What is more taboo than a woman who is repulsed by her own child? This is the genius of ゛We Need to Talk About Kevin゛, a remarkable novel from Lionel Shriver (a former literary critic for this paper), which considers the life of a reluctant mother after her teenage son commits mass murder. The story unfurls as a stream of letters from Eva Khatchadourian to her husband as she retraces the steps of their lives together - the happy marriage that morphs into a toxic family, and the haunting event that casts everything in shadow. Yet even as Eva recounts evidence of her son's malevolence at a young age, the reader is left with a galling question: would Kevin have fared better if his mother loved him more?
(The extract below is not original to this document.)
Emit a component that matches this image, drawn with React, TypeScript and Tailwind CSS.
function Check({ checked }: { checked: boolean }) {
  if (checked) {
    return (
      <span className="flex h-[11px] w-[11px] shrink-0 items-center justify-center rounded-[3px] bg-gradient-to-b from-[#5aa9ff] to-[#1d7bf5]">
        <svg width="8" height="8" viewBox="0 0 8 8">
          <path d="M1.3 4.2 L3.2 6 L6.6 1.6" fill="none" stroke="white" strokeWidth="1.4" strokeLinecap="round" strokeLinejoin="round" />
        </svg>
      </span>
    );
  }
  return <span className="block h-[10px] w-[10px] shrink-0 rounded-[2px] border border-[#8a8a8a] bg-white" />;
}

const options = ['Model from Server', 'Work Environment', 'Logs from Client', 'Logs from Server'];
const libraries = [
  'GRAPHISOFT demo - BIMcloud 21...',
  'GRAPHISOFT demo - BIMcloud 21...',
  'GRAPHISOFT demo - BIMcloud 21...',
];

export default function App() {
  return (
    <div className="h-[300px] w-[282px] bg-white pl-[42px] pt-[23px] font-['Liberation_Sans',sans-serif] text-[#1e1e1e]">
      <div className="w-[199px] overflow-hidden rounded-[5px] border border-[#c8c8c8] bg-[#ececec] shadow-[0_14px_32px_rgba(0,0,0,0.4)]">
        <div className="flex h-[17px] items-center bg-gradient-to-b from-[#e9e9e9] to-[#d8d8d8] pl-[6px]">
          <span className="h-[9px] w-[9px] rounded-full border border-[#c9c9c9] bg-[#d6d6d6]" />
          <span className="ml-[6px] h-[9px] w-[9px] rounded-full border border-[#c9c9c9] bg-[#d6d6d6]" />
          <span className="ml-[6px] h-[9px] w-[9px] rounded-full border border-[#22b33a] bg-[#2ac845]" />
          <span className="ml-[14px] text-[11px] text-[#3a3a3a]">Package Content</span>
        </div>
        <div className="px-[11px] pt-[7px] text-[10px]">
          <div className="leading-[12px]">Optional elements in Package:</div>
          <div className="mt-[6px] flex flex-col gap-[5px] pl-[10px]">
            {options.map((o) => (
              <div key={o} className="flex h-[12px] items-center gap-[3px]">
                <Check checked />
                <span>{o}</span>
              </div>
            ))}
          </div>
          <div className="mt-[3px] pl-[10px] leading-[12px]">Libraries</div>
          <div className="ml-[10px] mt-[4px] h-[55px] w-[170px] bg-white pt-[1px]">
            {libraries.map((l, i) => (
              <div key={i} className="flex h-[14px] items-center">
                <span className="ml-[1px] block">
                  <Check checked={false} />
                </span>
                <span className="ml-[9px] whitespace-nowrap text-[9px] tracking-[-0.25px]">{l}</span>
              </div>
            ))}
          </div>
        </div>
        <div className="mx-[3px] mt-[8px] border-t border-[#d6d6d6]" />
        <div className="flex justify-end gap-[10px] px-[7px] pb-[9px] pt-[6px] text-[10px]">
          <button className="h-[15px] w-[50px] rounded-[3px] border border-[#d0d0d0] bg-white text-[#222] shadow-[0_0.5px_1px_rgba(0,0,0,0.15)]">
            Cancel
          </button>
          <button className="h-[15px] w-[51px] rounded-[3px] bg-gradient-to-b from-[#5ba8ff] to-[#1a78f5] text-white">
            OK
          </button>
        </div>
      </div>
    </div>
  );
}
It takes courage to adapt an epistolary novel for the screen, particularly one as psychologically complex as this one. Yet Lynne Ramsay's film of the same name, starring Tilda Swinton as Eva, is excellent. The gift of this version is its visual rendering of Eva's claustrophobic thoughts. With a minimalist screenplay written with Rory Kinnear, Ms Ramsay translates Eva's clot of dark and messy words into a collage of evocative and mostly wordless scenes. These vignettes shift from the present - Eva living as a social pariah, a husk of her former self - to the past, and are jumbled with non-chronology of memory. As in the book, Kevin's big, violent moment is left until the end, but the bloody fact of it infects everything that comes before.
Still, something is lost in witnessing Kevin in the flesh instead of through Eva's unrealiable recollections. In the novel, Eva perceives her son's cruelty from the start, though it goes unseen by his doting father Franklin (played here by John C. Reilly everyone's favourite pushover). Onscreen, Kevin is quite obviously malicious, first as a nasty little boy and then as a spiteful, ink-eyed teenager. As the latter Kevin, Ezra Miller seethes with ruthlessness, his face impenetrable. Yet he is also distractingly attractive, with cheekbones any starlet would covet, making him an awkward choice for such an enigmatic role.
This is not a problem that affects Ms Swinton, who carries this film. Not unlike a praying mantis, her odd and otherworldly beauty takes time to notice. Her face, powerful in its spareness, register emotion with subtle ticks and readjustments. As Eva, she conveys the desolution of life made meaningless, first by the lonely challenges of motherhood, then by tragedy. Driving in her car to the chirpy strains of Buddy Holly's ゛Every day seems a little longer゛, her ghost-eyed stare keeps us locked in her nightmare.